Irene Simeone wrote:
Buongiorno, un'altra domanda. Quando si deve iniziare il diagramma A.3, le istruzioni dicono di iniziare dalla riga indicata dalla freccia su un ferro sul rovescio del lavoro. Questo significa che le 7 maglie centrali devono essere lavorati così: 1 dir, 5 rov, 1 dir? Grazie ancora. Irene
03.03.2022 - 15:43DROPS Design answered:
Buonasera Irene, dal rovescio del lavoro deve lavorare come indicato nella legenda e cioè 1 maglia rovescio, 5 maglie diritto e 1 maglia rovescio. Buon lavoro!
05.03.2022 - 22:09
Irene Simeone wrote:
Buongiorno, sto seguendo le istruzioni ma sono un po' confusa :( il davanti del lavoro è quello in cui si vedono le coste oppure quello in cui ci sono una specie di nodini? spero riusciate a capire cosa intendo. Grazie mille! Irene
03.03.2022 - 15:24DROPS Design answered:
Buonasera Irene, il davanti del lavoro è quello in cui inizia a lavorare a coste sul dietro. Buon lavoro!
04.03.2022 - 17:46
Stella wrote:
When it says to work 4 rows over 10 garter stitches, does is mean 4 rows with the 10 garter stitches or the 10 garter stitches with 4 rows of A2 over it?
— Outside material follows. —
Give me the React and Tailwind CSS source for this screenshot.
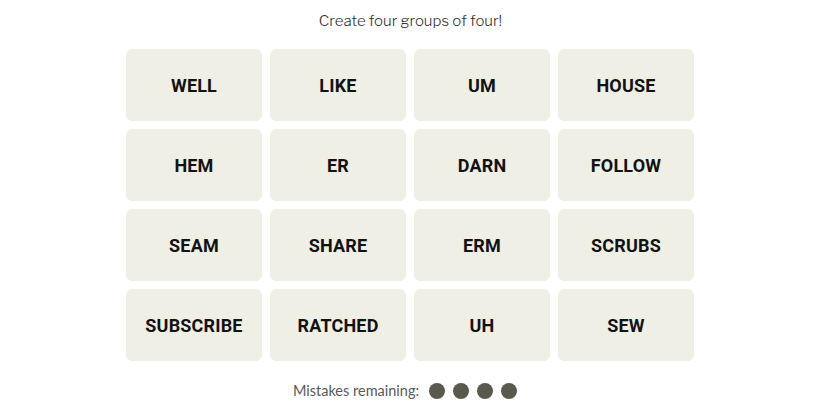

03.01.2022 - 21:52DROPS Design answered:
Dear Stella, this means you work the next 4 rows with the 10 sts in garter stitch instead of pattern and the remaining stitches as before. Happy knitting!
04.01.2022 - 07:26
Angela Beaty wrote:
In the Back Piece section, work from arrow in A.3 over the middle 7 stitches on row, Is this actually in the middle of the 96 stitches? So you skip the first 4 rows and just do the arrow row? Then work A.3 over the first 48 stitches do you start from the bottom of the diagram or from the arrow?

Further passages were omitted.